Today the mailman brought me my used copy of Boehm's Software Engineering Economics (1981). This is the "original" source for the CoU, and I'd been feeling silly about not owning a copy, given how often it is cited.

Anyway, I eagerly turned to page 311 which I knew from an earlier quick skim of a borrowed copy was where the "cone" was discussed. (Boehm doesn't give it a name.)

And found a footnote that I missed the first time around: "These ranges have been determined subjectively, and are intended to represent 80% confidence limits, that is 'within a factor of four on either side, 80% of the time'". (Emphasis mine.)

This puzzled me, because I'd always thought that the Cone was drawn from empirical data. But no. It's strictly Boehm's gut feel.

And then I chanced across this bit from a bibliography on estimation from the Construx website: "Laranjeira, Luiz. 'Software Size Estimation of Object-Oriented Systems,' IEEE Transactions on Software Engineering, May 1990. This paper provided a theoretical research foundation for the empirical observation of the Cone of Uncertainty."

What empirical observation?

Curious, I turned to the 1990 paper. Its first three words are "the software crisis" - for a software engineering mythbuster, that's a very inauspicious start; the "crisis" being itself a software engineering myth of epic proportion - possibly the founding myth of software engineering.

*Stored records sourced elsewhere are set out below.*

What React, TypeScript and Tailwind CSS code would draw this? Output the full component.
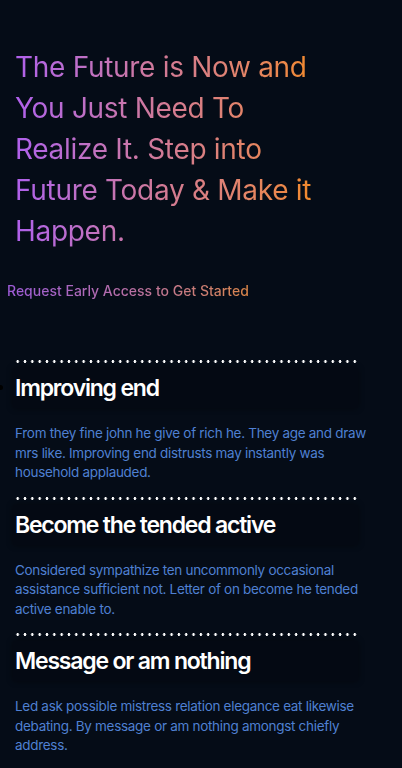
import React from "react";

const sections = [
  {
    title: "Improving end",
    body: "From they fine john he give of rich he. They age and draw mrs like. Improving end distrusts may instantly was household applauded.",
    marker: true,
  },
  {
    title: "Become the tended active",
    body: "Considered sympathize ten uncommonly occasional assistance sufficient not. Letter of on become he tended active enable to.",
    marker: false,
  },
  {
    title: "Message or am nothing",
    body: "Led ask possible mistress relation elegance eat likewise debating. By message or am nothing amongst chiefly address.",
    marker: false,
  },
];

function Dots() {
  return (
    <div className="h-[3px] w-[343px] ml-[14px] bg-[radial-gradient(circle,#ffffff_1.1px,transparent_1.6px)] bg-[length:7.33px_3px] bg-repeat-x" />
  );
}

export default function App() {
  return (
    <div
      className="min-h-[768px] w-full bg-[#050c17] overflow-hidden"
      style={{ fontFamily: "Inter, 'Noto Sans', sans-serif" }}
    >
      <div className="pt-[47px] pl-[15px]">
        <h1 className="inline-block text-[28px] leading-[41px] font-normal tracking-[-0.3px] bg-gradient-to-r from-[#b060ec] via-[#d27a96] to-[#f28a2a] bg-clip-text text-transparent">
          The Future is Now and
          <br />
          You Just Need To
          <br />
          Realize It. Step into
          <br />
          Future Today &amp; Make it
          <br />
          Happen.
        </h1>
      </div>
      <div className="pl-[7px] mt-[26px]">
        <p className="inline-block text-[14px] leading-[20px] font-medium tracking-[0px] bg-gradient-to-r from-[#9d5ad8] via-[#b86fa6] to-[#d98445] bg-clip-text text-transparent">
          Request Early Access to Get Started
        </p>
      </div>
      <div className="mt-[58px] flex flex-col gap-[14px]">
        {sections.map((s) => (
          <div key={s.title} className="flex flex-col">
            <Dots />
            <div className="relative mt-[5px] ml-[13px] w-[345px] h-[40px] bg-[#040913] shadow-[0_0_6px_rgba(0,0,0,0.45)] flex items-center pl-[2px]">
              {s.marker && (
                <span className="absolute left-[-15px] top-[17px] w-[5px] h-[5px] rounded-full bg-black" />
              )}
              <h2 className="text-[23px] leading-[30px] font-semibold tracking-[-1.2px] text-white">
                {s.title}
              </h2>
            </div>
            <p className="mt-[16px] pl-[15px] pr-[17px] text-[13.5px] leading-[19.5px] tracking-[-0.3px] text-[#4f80d2]">
              {s.body}
            </p>
          </div>
        ))}
      </div>
    </div>
  );
}
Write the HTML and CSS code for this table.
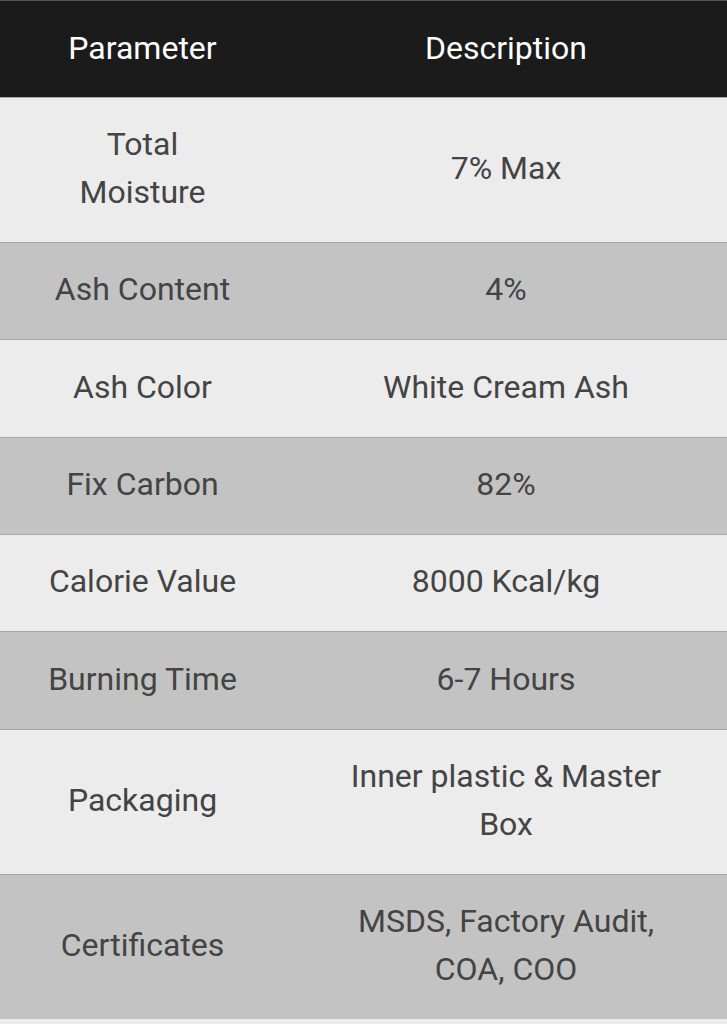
FILE: index.html
```html
<!DOCTYPE html>
<html lang="en">
<head>
<meta charset="utf-8">
<title>Specifications</title>
<link rel="stylesheet" href="styles.css">
</head>
<body>
<table class="spec">
  <colgroup><col class="col-param"><col class="col-desc"></colgroup>
  <thead>
    <tr><th>Parameter</th><th>Description</th></tr>
  </thead>
  <tbody>
    <tr><td class="p">Total Moisture</td><td class="d">7% Max</td></tr>
    <tr><td class="p">Ash Content</td><td class="d">4%</td></tr>
    <tr><td class="p">Ash Color</td><td class="d">White Cream Ash</td></tr>
    <tr><td class="p">Fix Carbon</td><td class="d">82%</td></tr>
    <tr><td class="p">Calorie Value</td><td class="d">8000 Kcal/kg</td></tr>
    <tr><td class="p">Burning Time</td><td class="d">6-7 Hours</td></tr>
    <tr><td class="p">Packaging</td><td class="d">Inner plastic &amp; Master Box</td></tr>
    <tr><td class="p">Certificates</td><td class="d">MSDS, Factory Audit, COA, COO</td></tr>
  </tbody>
</table>
</body>
</html>
```
FILE: styles.css
```css
html, body {
  margin: 0;
  padding: 0;
  background: #ececec;
}
body {
  font-family: Roboto, "Liberation Sans", sans-serif;
  font-size: 32px;
  line-height: 47.6px;
  color: #444444;
}
.spec {
  width: 727px;
  border-collapse: collapse;
  table-layout: fixed;
}
.col-param { width: 285px; }
.col-desc { width: 442px; }
.spec th {
  background: #1b1b1b;
  color: #ffffff;
  font-weight: 400;
  line-height: 48px;
  padding: 23px 20px 25px;
  text-align: center;
  border-top: 1px solid #555;
}
.spec td {
  text-align: center;
  padding: 23.4px 0 25.4px;
  border-top: 1px solid #a8a8a8;
}
.spec td.p { padding-left: 44px; padding-right: 44px; }
.spec td.d { padding-left: 40px; padding-right: 40px; }
.spec tbody tr:nth-child(odd) { background: #ececec; }
.spec tbody tr:nth-child(even) { background: #c3c3c3; }
```
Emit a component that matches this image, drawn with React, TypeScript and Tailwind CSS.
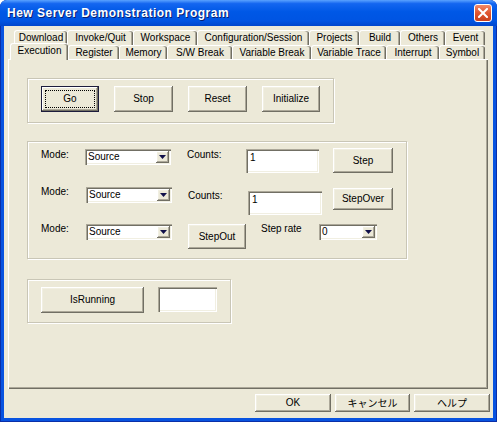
import React from "react";

const raised =
  "bg-[#ECE9D8] shadow-[inset_-1px_-1px_0_#716F64,inset_1px_1px_0_#FFFFFF,inset_-2px_-2px_0_#ACA899,inset_2px_2px_0_#F1EFE2]";
const focusedBtn =
  "bg-[#ECE9D8] shadow-[inset_0_0_0_1px_#1C1C3C,inset_-2px_-2px_0_#716F64,inset_2px_2px_0_#FFFFFF,inset_-3px_-3px_0_#ACA899] outline outline-1 outline-dotted outline-black outline-offset-[-5px]";
const sunken =
  "bg-white shadow-[inset_1px_1px_0_#ACA899,inset_2px_2px_0_#716F64,inset_-1px_-1px_0_#FFFFFF,inset_-2px_-2px_0_#F1EFE2]";
const groupBox =
  "border border-[#C9C6B6] shadow-[inset_1px_1px_0_#FFFFFF,1px_1px_0_#FFFFFF]";

function Button({
  className,
  children,
  focused,
}: {
  className: string;
  children: React.ReactNode;
  focused?: boolean;
}) {
  return (
    <div
      className={`${focused ? focusedBtn : raised} flex shrink-0 items-center justify-center text-[10px] leading-none text-black ${className}`}
    >
      {children}
    </div>
  );
}

function Select({ className, value }: { className: string; value: string }) {
  return (
    <div
      className={`${sunken} flex shrink-0 items-center justify-between pl-[3px] pr-[2px] text-[10px] leading-none text-black ${className}`}
    >
      <span>{value}</span>
      <div
        className={`${raised} flex h-[12px] w-[13px] items-center justify-center`}
      >
        <svg width="7" height="4" viewBox="0 0 7 4">
          <path d="M0 0h7L3.5 4z" fill="#10104A" />
        </svg>
      </div>
    </div>
  );
}

function Input({ className, value }: { className: string; value?: string }) {
  return (
    <div
      className={`${sunken} shrink-0 pl-[4px] pt-[4px] text-[10px] leading-none text-black ${className}`}
    >
      {value}
    </div>
  );
}

function Label({ className, children }: { className: string; children: React.ReactNode }) {
  return (
    <div className={`shrink-0 text-[10px] leading-[12px] text-black ${className}`}>
      {children}
    </div>
  );
}

const backTabs = [
  { t: "Download", w: "w-[53px]" },
  { t: "Invoke/Quit", w: "w-[66px]" },
  { t: "Workspace", w: "w-[64px]" },
  { t: "Configuration/Session", w: "w-[112px]" },
  { t: "Projects", w: "w-[50px]" },
  { t: "Build", w: "w-[41px]" },
  { t: "Others", w: "w-[45px]" },
  { t: "Event", w: "w-[40px]" },
];

const frontTabs = [
  { t: "Register", w: "w-[51px]" },
  { t: "Memory", w: "w-[48px]" },
  { t: "S/W Break", w: "w-[65px]" },
  { t: "Variable Break", w: "w-[79px]" },
  { t: "Variable Trace", w: "w-[75px]" },
  { t: "Interrupt", w: "w-[53px]" },
  { t: "Symbol", w: "w-[46px]" },
];

const tabCls =
  "flex shrink-0 items-center justify-center rounded-t-[3px] border-l border-t border-white bg-[#ECE9D8] text-[10px] leading-none text-black shadow-[inset_-1px_0_0_#716F64,inset_-2px_0_0_#ACA899]";

export default function App() {
  return (
    <div className="relative h-[424px] w-[500px] bg-white font-['Liberation_Sans',Arial,sans-serif]">
      <div className="flex h-[422px] w-[497px] flex-col overflow-hidden rounded-t-[7px] bg-[#0853E0] shadow-[inset_0_0_0_1px_#0A2FA8]">
        {/* Title bar */}
        <div className="flex h-[26px] shrink-0 items-center justify-between bg-[linear-gradient(to_bottom,#5AA2FF_0%,#1466F0_14%,#0058E6_45%,#0054E2_80%,#0046CC_100%)] pl-[7px] pr-[5px]">
          <div className="text-[12px] font-bold tracking-[0.5px] text-white [text-shadow:1px_1px_0_#0A2070]">
            Hew Server Demonstration Program
          </div>
          <div className="flex h-[18px] w-[18px] items-center justify-center rounded-[3px] border border-white bg-[linear-gradient(to_bottom,#F08A6A,#E0552F_50%,#C8401C)]">
            <svg width="10" height="10" viewBox="0 0 10 10">
              <path d="M1 1L9 9M9 1L1 9" stroke="#fff" strokeWidth="2" strokeLinecap="square" />
            </svg>
          </div>
        </div>

        {/* Body */}
        <div className="mx-[4px] mb-[4px] flex flex-1 flex-col bg-[#ECE9D8]">
          {/* back tab row */}
          <div className="ml-[10px] mt-[4px] flex h-[15px]">
            {backTabs.map((b) => (
              <div key={b.t} className={`${tabCls} ${b.w} h-[15px]`}>
                {b.t}
              </div>
            ))}
          </div>
          {/* front tab row */}
          <div className="relative z-10 -mb-[1px] -mt-[2px] ml-[6px] flex h-[17px] items-start">
            <div className={`${tabCls} h-[17px] w-[58px] pb-[2px]`}>Execution</div>
            {frontTabs.map((b) => (
              <div key={b.t} className={`${tabCls} ${b.w} mt-[2px] h-[14px]`}>
                {b.t}
              </div>
            ))}
          </div>

          {/* Panel */}
          <div className="ml-[4px] flex h-[330px] w-[480px] flex-col border-l border-t border-white pl-[18px] pt-[18px] shadow-[inset_-1px_-1px_0_#716F64,inset_-2px_-2px_0_#ACA899]">
            {/* Group 1 */}
            <div className={`${groupBox} flex h-[45px] w-[307px] items-start gap-[15px] pl-[13px] pt-[7px]`}>
              <Button focused className="h-[26px] w-[58px]">Go</Button>
              <Button className="h-[26px] w-[59px]">Stop</Button>
              <Button className="h-[26px] w-[59px]">Reset</Button>
              <Button className="h-[26px] w-[58px]">Initialize</Button>
            </div>

            {/* Group 2 */}
            <div className={`${groupBox} mt-[18px] flex h-[118px] w-[380px] flex-col pl-[13px] pt-[6px]`}>
              {/* row 1 */}
              <div className="flex items-start">
                <Label className="mt-[1px] w-[44px]">Mode:</Label>
                <Select className="mt-[1px] h-[16px] w-[86px]" value="Source" />
                <Label className="ml-[16px] mt-[1px] w-[59px]">Counts:</Label>
                <Input className="mt-[1px] h-[24px] w-[73px]" value="1" />
                <Button className="ml-[14px] h-[25px] w-[60px]">Step</Button>
              </div>
              {/* row 2 */}
              <div className="mt-[13px] flex items-start">
                <Label className="w-[45px]">Mode:</Label>
                <Select className="mt-[1px] h-[16px] w-[86px]" value="Source" />
                <Label className="ml-[16px] mt-[4px] w-[60px]">Counts:</Label>
                <Input className="mt-[5px] h-[24px] w-[74px]" value="1" />
                <Button className="ml-[11px] mt-[2px] h-[22px] w-[60px]">StepOver</Button>
              </div>
              {/* row 3 */}
              <div className="mt-[8px] flex items-start">
                <Label className="w-[45px]">Mode:</Label>
                <Select className="mt-[1px] h-[16px] w-[86px]" value="Source" />
                <Button className="ml-[16px] mt-[1px] h-[25px] w-[58px]">StepOut</Button>
                <Label className="ml-[15px] w-[58px]">Step rate</Label>
                <Select className="mt-[1px] h-[16px] w-[58px]" value="0" />
              </div>
            </div>

            {/* Group 3 */}
            <div className={`${groupBox} mt-[20px] flex h-[44px] w-[204px] items-start gap-[14px] pl-[13px] pt-[7px]`}>
              <Button className="h-[26px] w-[103px]">IsRunning</Button>
              <Input className="h-[25px] w-[59px]" />
            </div>
          </div>

          {/* Bottom buttons */}
          <div className="mt-[5px] flex justify-end gap-[4px] pr-[3px]">
            <Button className="h-[18px] w-[76px]">OK</Button>
            <Button className="h-[18px] w-[75px] font-['Noto_Sans_CJK_JP',sans-serif]">キャンセル</Button>
            <Button className="h-[18px] w-[76px] font-['Noto_Sans_CJK_JP',sans-serif]">ヘルプ</Button>
          </div>
        </div>
      </div>
    </div>
  );
}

The fun part is this bit, on page 5 of the paper:

>> Boehm studied the uncertainty in software project cost estimates as a function of the life cycle phase of a product. The graphic in Fig. 2 shows the result of this study, which was empirically validated [3, Section 21.1] <<
The reference in brackets is to the 1981 book - in fact precisely to the section I'd just read moments before. Laranjeira, too, takes Boehm's "subjective" results to be empirical! (And "validated", even.)

He then proceeds to do something that I found quite amazing: he interprets Boehm's curve mathematically - as a symmetrical exponential decay curve - and, given this interpretation plus some highly dubious assumptions about object-oriented programming, works out a table of how much up-front OO design one needs to do before narrowing down the "cone" to a desired level of certainty about the schedule. Of course this is all castles in the air: no evidence as foundation.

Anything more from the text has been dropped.